The reason I’m explaining the idea (to myself) like that is to understand the different technical approaches I have to take in order to implement them as well as the difference in the energy of the spaces.

Concept Garden

experimental playground

concept garden
concept garden 2

Concept Garden is a place where I plant and grow concepts. It includes (but is not restricted by) experimental ideas I have for the website, that take time to grow. Whether or not they will be realised or implemented is not the point. The point is giving them a space to breathe, and for me to iteratively work on without a finish line in mind. It focuses more on structure and exploration of ideas rather than narrative and prose.

contains a concept that

  • has been occupying my mind intensely for more than just a few days
  • will take at least a week to be unraveled (due to complexity of topic, technicality or other factors)
  • doesn’t need a time stamp of any kind
  • doesn’t need to be finished, realised or implemented

✅ required: hero image, title, content (text or image)

❌ not required: date

Fleeting Streams

open sketchbook

fleeting stream
fleeting stream 2

These will be the most formless type of sharings. Like an Instagram story or a tweet. Can be a fleeting thought. A more curated opinion or observation without insistence on a proper container (aka an individual page). Something that doesn’t want to take space (yet), but still wants to be seen at the same time.

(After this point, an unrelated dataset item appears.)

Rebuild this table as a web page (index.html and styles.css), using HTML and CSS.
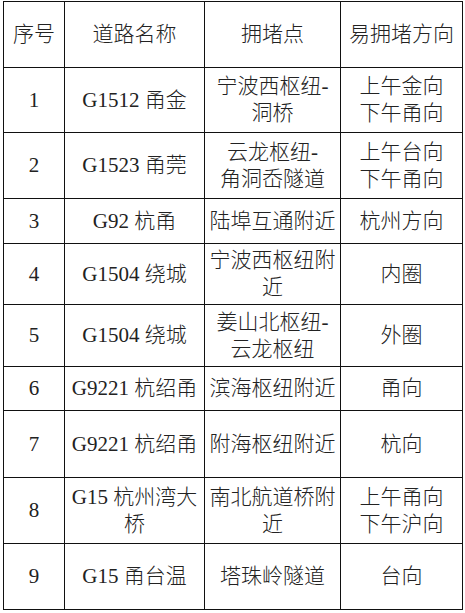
FILE: index.html
```html
<!DOCTYPE html>
<html lang="zh-CN">
<head>
<meta charset="utf-8">
<title>易拥堵路段</title>
<link rel="stylesheet" href="styles.css">
</head>
<body>
<div class="table">
  <div class="cell">序号</div><div class="cell">道路名称</div><div class="cell">拥堵点</div><div class="cell">易拥堵方向</div>
  <div class="cell">1</div><div class="cell">G1512 甬金</div><div class="cell">宁波西枢纽-<br>洞桥</div><div class="cell">上午金向<br>下午甬向</div>
  <div class="cell">2</div><div class="cell">G1523 甬莞</div><div class="cell">云龙枢纽-<br>角洞岙隧道</div><div class="cell">上午台向<br>下午甬向</div>
  <div class="cell">3</div><div class="cell">G92 杭甬</div><div class="cell">陆埠互通附近</div><div class="cell">杭州方向</div>
  <div class="cell">4</div><div class="cell">G1504 绕城</div><div class="cell">宁波西枢纽附<br>近</div><div class="cell">内圈</div>
  <div class="cell">5</div><div class="cell">G1504 绕城</div><div class="cell">姜山北枢纽-<br>云龙枢纽</div><div class="cell">外圈</div>
  <div class="cell">6</div><div class="cell">G9221 杭绍甬</div><div class="cell">滨海枢纽附近</div><div class="cell">甬向</div>
  <div class="cell">7</div><div class="cell">G9221 杭绍甬</div><div class="cell">附海枢纽附近</div><div class="cell">杭向</div>
  <div class="cell">8</div><div class="cell">G15 杭州湾大<br>桥</div><div class="cell">南北航道桥附<br>近</div><div class="cell">上午甬向<br>下午沪向</div>
  <div class="cell">9</div><div class="cell">G15 甬台温</div><div class="cell">塔珠岭隧道</div><div class="cell">台向</div>
</div>
</body>
</html>
```
FILE: styles.css
```css
html, body {
  margin: 0;
  background: #ffffff;
}

body {
  padding: 1px 0 0 3px;
  font-family: "Liberation Serif", "Noto Sans CJK SC", serif;
  font-size: 21px;
  font-weight: 300;
  line-height: 27px;
  color: #222222;
}

.table {
  display: grid;
  width: 460px;
  box-sizing: border-box;
  grid-template-columns: 60px 139px 135px 121px;
  grid-template-rows: 65px 64px 65px 44px 60px 61px 43px 66px 65px 65px;
  gap: 1px;
  padding: 1px;
  background: #111111;
}

.cell {
  display: flex;
  align-items: center;
  justify-content: center;
  text-align: center;
  background: #ffffff;
  white-space: nowrap;
}
```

✅ required: content (text or image), date (optional)

❌ not required: title, hero image

Wanderer’s Hut

wall of recognition

wanderers hut

The first name I came up for this space was ‘Waiting Room’. I had a good laugh. I tend to get very attached to my ideas. Seeing the pile of unfinished work accumulated over the years while having countless potential new projects swirling in my mind makes me feel quite overwhelmed.
I really embrace Elizabeth Gilbert’s concept in her book ‘Big Magic’ where she talks about ideas as living entities that seek a human collaborator. I do feel that the ideas that visit my mind have a life on their own, so I want to acknowledge their presence and express gratitude by creating a space where I can name them. Whether or not I will finish the drafts/projects is not the point. I’d also be very happy to see them move on and find another person who is a better fit for bringing them into the world of forms.

It will be simply one page with ideas for content and tech features. Like a backlog. If an idea grows, I may move them to the Concept Garden.

What will happen with the normal blog?

What kind of creations will be published there?
What is the difference between the Concept Garden and the blog?
Why can’t Concept Garden be a category of the normal blog?
There, I have unfinished blog posts as well that I intend to change over time.

To be honest, I don’t really have any answers at this point. The blog will evolve organically, as I grow the new spaces. There’s an idea of the Wild Jungle where all seeds who have grown up lead to in the end. Maybe a concept from the Concept Garden find its way when finished/realised to the blog which will be transformed into the Wild Jungle in the future. I don’t know.

I simply need to play with different formats of ‘posts’ and pages.

Questions include:

  • How does it feel to create a post/page without date or title or image?
  • How will the tone and the energy change?
  • Since I have a draft function: What do I want to keep for myself, what do I want to share with the public?
  • Does creating feel more spacious or chaotic with different formats to choose from?
  • Can I stay open to emerging changes?

Public messy sketchbook and journal vs. curated exhibition of thoughts in a frame or on canvas.

Private art studio vs. open atelier.